The outcome of Bounded Accuracy, namely putting all the scaling into HP, which don't protect you against spells, is REALLY REALLY CLEAR. Very long, very boring fights unless a spellcaster gets involved or seriously impressive gear (which breaks BA) is handed out.
 

tomBitonti

Adventurer
The hit range needs to be included in the maths: A +3 sword on an attack which needs a 19 to hit changes 1 hit into 2.5. If the attack needed a 11 to hit then 1 hit changes into 1.2.

Thx!

TomB
 

Stalker0

Legend
The hit range needs to be included in the maths: A +3 sword on an attack which needs a 19 to hit changes 1 hit into 2.5. If the attack needed a 11 to hit then 1 hit changes into 1.2.

Thx!

TomB

The AC in the OP is 16. The attack roll would be 5 (str) + 6 (prof) + 3 (weapon) = 14
 

Capricia

Banned
Banned
A friend of mine crunched the numbers with the monster math from the last playtest and the rules from the basic pdf to see how long it takes a fighter to kill an average monster at each level.

8f380afa49.png

Monster hp in the old bestiary scales much, much faster than the damage of the fighter increases. Now...what was the main change to damage and hp we've heard about? 1. Monster hp was inflated by a lot for longer combats, so that chart is actually CONSERVATIVE in how long it will take the fighter to take down a single monster and 2. damage dealing spells were increased in potency by a lot. Fireball used to be 6d6, and now it's 8d6. Chain Lighting was 10d6, now it's 10d8, and so on.

The math seems to really expect that the fighter is going to need some powerful magic items just to keep up with a naked wizard on a standard adventuring day, and without it, they're going to be contributing very little in the way of damage or threat at the higher levels.
 


Dausuul

Legend
I'd say +3 weapons aren't just needed, they are inadequate.

Lets imagine things without magic weapons. A level 16 Fighter has 180 HP (15 for lvl 1, and 15*(6+5)), and with a Greatsword, he is AC 19 (Full plate+Defender). So what would an appropriate mook look like? AC 16 and 100 HP? That is someone HUGELY down in levels.

WTH? A mook with 100 hit points? That's not a "mook," that's a "respectable opponent"--say, an 11th-level fighter with Con 16. Of course it takes a couple rounds to put that foe down. If you're fighting large groups of 11th-level fighters, all I can say is, you've got a nasty DM.

If one more hit point would make it immune to power word kill, it ain't a mook.
 

Stalker0

Legend
WTH? A mook with 100 hit points? That's not a "mook," that's a "respectable opponent"--say, an 11th-level fighter with Con 16. Of course it takes a couple rounds to put that foe down. If you're fighting large groups of 11th-level fighters, all I can say is, you've got a nasty DM.

If one more hit point would make it immune to power word kill, it ain't a mook.

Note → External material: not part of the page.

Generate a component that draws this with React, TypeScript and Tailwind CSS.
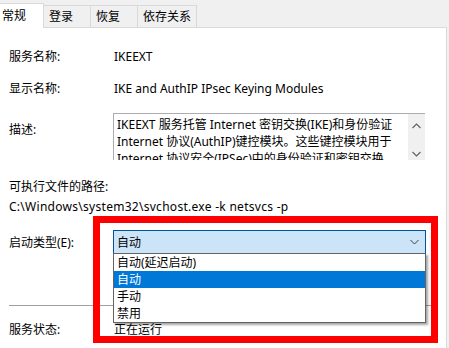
import React from "react";

const tabs = [
  { name: "常规", w: "w-[44px]", active: true },
  { name: "登录", w: "w-[47px]", active: false },
  { name: "恢复", w: "w-[47px]", active: false },
  { name: "依存关系", w: "w-[59px]", active: false },
];

const startupOptions = ["自动(延迟启动)", "自动", "手动", "禁用"];

const Chevron = ({ up = false }: { up?: boolean }) => (
  <svg width="9" height="6" viewBox="0 0 9 6" className="block">
    <path
      d={up ? "M0.5 5 L4.5 1 L8.5 5" : "M0.5 1 L4.5 5 L8.5 1"}
      fill="none"
      stroke="#606060"
      strokeWidth="1.1"
    />
  </svg>
);

export default function App() {
  return (
    <div
      className="relative w-[449px] h-[348px] overflow-hidden bg-[#f0f0f0] text-[12px] text-black"
      style={{ fontFamily: '"Noto Sans", "Noto Sans CJK SC", sans-serif' }}
    >
      {/* tab strip */}
      <div className="flex items-end h-[27px]">
        {tabs.map((t) =>
          t.active ? (
            <div
              key={t.name}
              className={`${t.w} h-[25px] -mb-px bg-white border-r border-t border-[#d9d9d9] pl-[2px] pt-[3px] leading-[17px] relative z-10`}
            >
              {t.name}
            </div>
          ) : (
            <div
              key={t.name}
              className={`${t.w} h-[22px] bg-[#f0f0f0] border-r border-t border-[#d9d9d9] pl-[5px] pt-[2px] leading-[17px]`}
            >
              {t.name}
            </div>
          )
        )}
      </div>

      {/* panel */}
      <div className="w-[447px] h-[330px] bg-white border-t border-r border-[#d9d9d9] pl-[9px] flex flex-col leading-[17px]">
        <div className="flex mt-[20px]">
          <span className="w-[105px]">服务名称:</span>
          <span>IKEEXT</span>
        </div>
        <div className="flex mt-[15px]">
          <span className="w-[105px]">显示名称:</span>
          <span>IKE and AuthIP IPsec Keying Modules</span>
        </div>

        <div className="flex mt-[16px]">
          <span className="w-[104px] pt-[8px]">描述:</span>
          <div className="w-[312px] h-[47px] border-t border-l border-[#abadb3] flex overflow-hidden">
            <div className="flex-1 pl-[3px] pt-[2px] whitespace-nowrap overflow-hidden">
              <div>IKEEXT 服务托管 Internet 密钥交换(IKE)和身份验证</div>
              <div>Internet 协议(AuthIP)键控模块。这些键控模块用于</div>
              <div>Internet 协议安全(IPSec)中的身份验证和密钥交换</div>
            </div>
            <div className="w-[17px] bg-[#f0f0f0] flex flex-col items-center pt-[9px]">
              <Chevron up />
              <div className="mt-[22px]">
                <Chevron />
              </div>
            </div>
          </div>
        </div>

        <div className="mt-[18px]">可执行文件的路径:</div>
        <div className="mt-[3px] whitespace-nowrap tracking-[0.28px]">
          C:\Windows\system32\svchost.exe -k netsvcs -p
        </div>

        <div className="flex items-center mt-[15px] h-[24px]">
          <span className="w-[104px]">启动类型(E):</span>
          <div className="w-[313px] h-[24px] bg-[#cce4f7] border border-[#005499] flex items-center justify-between pl-[3px] pr-[6px]">
            <span>自动</span>
            <svg width="9" height="6" viewBox="0 0 9 6">
              <path d="M0.5 1 L4.5 5 L8.5 1" fill="none" stroke="#404040" strokeWidth="1" />
            </svg>
          </div>
        </div>

        <div className="mt-[51px] w-[428px] h-px bg-[#a0a0a0]" />

        <div className="flex mt-[15px]">
          <span className="w-[105px]">服务状态:</span>
          <span>正在运行</span>
        </div>
      </div>

      {/* open dropdown list */}
      <div className="absolute left-[113px] top-[253px] w-[313px] bg-white border border-[#646464] shadow-[2px_2px_2px_rgba(0,0,0,0.35)] leading-[17px] z-20">
        {startupOptions.map((o, i) => (
          <div
            key={o}
            className={`h-[17px] pl-[3px] ${i === 1 ? "bg-[#0078d7] text-white" : ""}`}
          >
            {o}
          </div>
        ))}
      </div>

      {/* red highlight frame */}
      <div className="absolute left-[93px] top-[216px] w-[345px] h-[127px] border-[7px] border-[#fe0000] z-30" />
    </div>
  );
}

You may be right on this one...and its something that will take some getting used to I imagine. We are used to play that a creature have your level is basically trash, but 5e is changing that.

And its true that a 11th level fighter can hit decently even 20th level character, and can take a beating.


So the real question is...what does a typical challenge for 20th level characters look like?
 

stevelabny

Explorer
Aren't these rules counting on a dearth of spells though?

Unless I'm missing something, (which is very possible, I didn't follow the playtest all the way through and I only read most of the PDF once)
at 14th level a wizard would have 7 less spell slots in 5E than 3.5E PLUS all the bonus spell slots from high INT. Assuming a 20 INT, thats another 6. So they'd be running 13 spells short.

If they really are trying a return to old-school d&d, the lack of spell slots will severely mess with an all-purpose wizard. If they focus on save or dies, they won't have the utility spells at all. If they help out with utility, they'll have even less spell slots to burn.

and that "less powerful" sword? will be able to swing multiple times a round, multiple times a combat, all day every day.
 

Stalker0

Legend
If they really are trying a return to old-school d&d, the lack of spell slots will severely mess with an all-purpose wizard. If they focus on save or dies, they won't have the utility spells at all.

While its true that the new wizard has less spells per day, they are compensate pretty well but a huge increase in spell flexibility.

Now I can prepare a few combat spells, and then use the rest for utility. If combat is heavy, I will use the slots for those spells. Else I can use them for utility.

Its not the old days where the wizard had to prepare 3 copies of fireball to be ready for a fight.